Of all the attention he received on his day of days, from the applause of thousands to the heartfelt shoulder-tap of his former coach, the one thing Larry Little deserved most was longest in coming:
His moment alone.
No linemen flanking him. No teammates overshadowing him. No one forgetting him.Saturday morning, on the steps of the Pro Football Hall of Fame, Little looked out to his family in the crowd and took a deep breath, standing alone.
``I`ll always cherish this,`` he said.
Always the lead blocker, he was never the lead story, a reflection of his position and personality.
Just last season, during an Undefeated Season reunion, the former captains were introduced at Joe Robbie Stadium and said some words to the crowd. All except Little. He was overlooked. He then had to be coaxed into talking by former teammates, who literally pushed him to the microphone.
And on the JRS Ring of Honor, many Dolphins have been immortalized, deserving names all. Little waits. He will get his, to be sure, but only in the due time.
THE TOUCH OF HUMILITY
Perhaps through his blue-collar position he developed a blue-collar ego, the touch of humility in his Dolphin class.
This came across again Saturday.
Twice, Shula has hired offensive line coaches this offseason. Twice he has bypassed Little, who openly wanted the job. But it`s Shula`s team, and Shula`s call, and no one begrudges the assistants he has hired, least of all Little.
Instead of turning their relationship publicly awkward, Little turned the page. When it came time to find someone to present him at the induction, he didn`t need a search committee.

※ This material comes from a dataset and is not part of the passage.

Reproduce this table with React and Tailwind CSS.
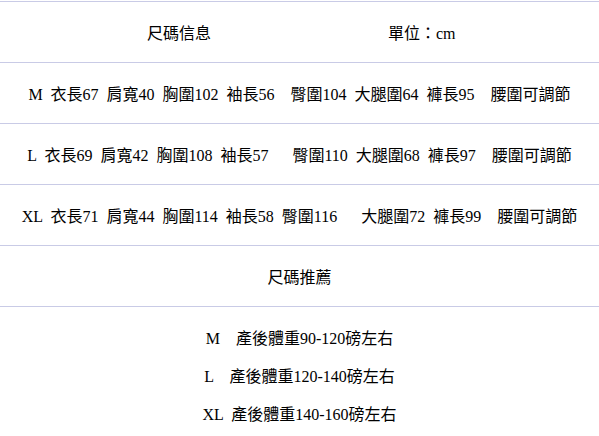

``He motivated me to be all I could be as a player,`` Little said in his induction speech. ``Without him, I wouldn`t be here today.``
This might not seem much. But all you had to do was look around to see the names in this Hall of Fame class to see that it was. Big egos get rubbed the wrong way in big ways.
Chuck Noll, former Steelers coach, never mentioned Saturday the quarterback who helped win him four Super Bowls. Likewise, at his 1988 induction, Terry Bradshaw never gave notice to his coach for all those years.

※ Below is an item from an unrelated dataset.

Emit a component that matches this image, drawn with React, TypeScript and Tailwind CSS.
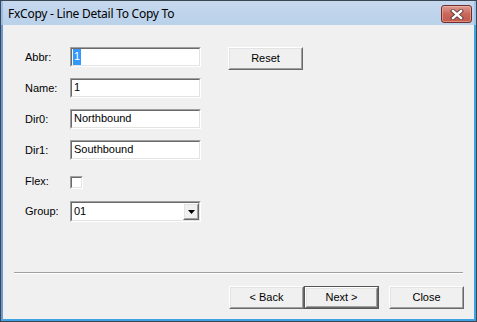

Walter Payton? The standard of sweetness never once mentioned Mike Ditka. It`s hard to blame him. Ditka is Ditka. He turned around the Bears and helped Payton reach a Super Bowl -- but never showed a touch beyond the Neanderthal, even refusing to call Payton`s number to let him score a touchdown in that 46-10 blowout against New England.
SUCCESS WITHOUT THE EGO
That Little and Shula didn`t part ways when they parted company is due more to the player than the coach. It has to be that way.
But Little always had the success without its trappings and, evidently, that came as naturally as his oversized physique. He never lost the ability to laugh at himself.
``In the ninth grade, at age 13, I would`ve been voted the most unlikely to succeed,`` he said. ``I was so bad I didn`t get equipment until the day before the season.``
He then ran down more thank-yous than Hallmark, from high school coaches to the 100-odd friends and family who wore orange T-shirts. He thanked his line coach, Monte Clark. He thanked his teammates. He thanked his mom, his wife, his children and his sisters by name.
Perhaps it was to be expected. Finally alone in the spotlight he deserved, Little wanted to do what he has always done best. He wanted to share the hole for everyone to run through.